What to work on
Show every line containing "index" by copying it.
━━━
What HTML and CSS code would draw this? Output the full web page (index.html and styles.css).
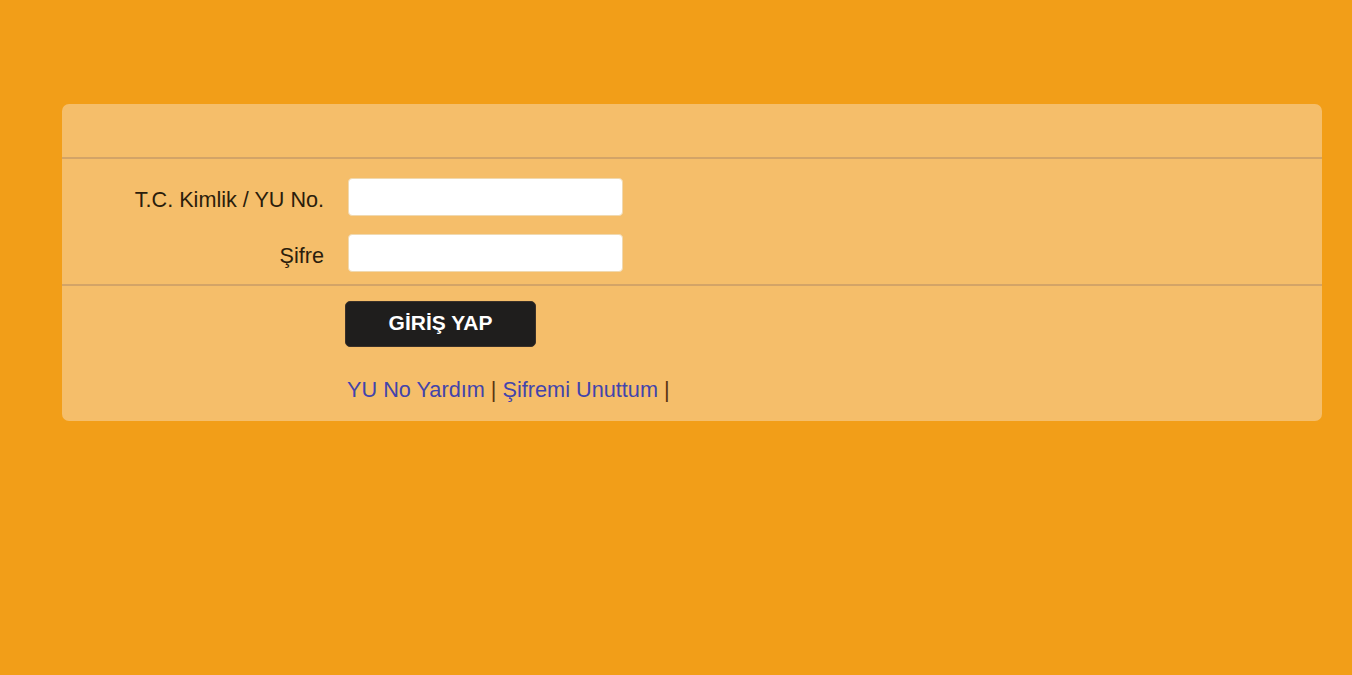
FILE: index.html
```html
<!DOCTYPE html>
<html lang="tr">
<head>
<meta charset="utf-8">
<link rel="stylesheet" href="styles.css">
</head>
<body>
<div class="panel">
  <div class="panel-head"></div>
  <div class="fields">
    <div class="row">
      <label class="lbl">T.C. Kimlik / YU No.</label>
      <input class="inp" type="text">
    </div>
    <div class="row">
      <label class="lbl">Şifre</label>
      <input class="inp" type="password">
    </div>
  </div>
  <div class="actions">
    <button class="btn">GİRİŞ YAP</button>
    <div class="links"><a href="#">YU No Yardım</a> | <a href="#">Şifremi Unuttum</a> |</div>
  </div>
</div>
</body>
</html>
```
FILE: styles.css
```css
html, body {
  margin: 0;
  padding: 0;
  background: #f29e18;
  height: 100%;
}
body {
  font-family: "Liberation Sans", Arial, sans-serif;
  padding: 104px 30px 0 62px;
  box-sizing: border-box;
}
.panel {
  background: #f5be6a;
  border-radius: 7px;
  height: 317px;
  box-sizing: border-box;
}
.panel-head {
  height: 53px;
  border-bottom: 2px solid #d3a467;
}
.fields {
  padding: 19px 0 12px;
  border-bottom: 2px solid #d3a467;
}
.row {
  display: flex;
  align-items: center;
  height: 38px;
  margin-bottom: 18px;
}
.row:last-child {
  margin-bottom: 0;
}
.lbl {
  width: 262px;
  text-align: right;
  font-size: 21.6px;
  line-height: 1;
  padding-top: 6px;
  color: #2b1d0c;
}
.inp {
  margin-left: 24px;
  width: 275px;
  height: 38px;
  box-sizing: border-box;
  border: 1px solid #f0d9b0;
  border-radius: 4px;
  background: #fff;
  outline: none;
}
.actions {
  padding: 15px 0 0 283px;
}
.btn {
  display: block;
  width: 191px;
  height: 46px;
  background: #1f1e1d;
  color: #fff;
  border: 1px solid #3a3028;
  border-radius: 5px;
  font-family: "Liberation Sans", Arial, sans-serif;
  font-weight: bold;
  font-size: 21px;
  padding: 0 0 2px;
  cursor: pointer;
}
.links {
  margin-top: 30px;
  margin-left: 2px;
  font-size: 21.7px;
  color: #5a3412;
}
.links a {
  color: #4244ac;
  text-decoration: none;
}
```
━━━
The output
What HTML and CSS code would draw this? Output the full web page (index.html and styles.css).
FILE: index.html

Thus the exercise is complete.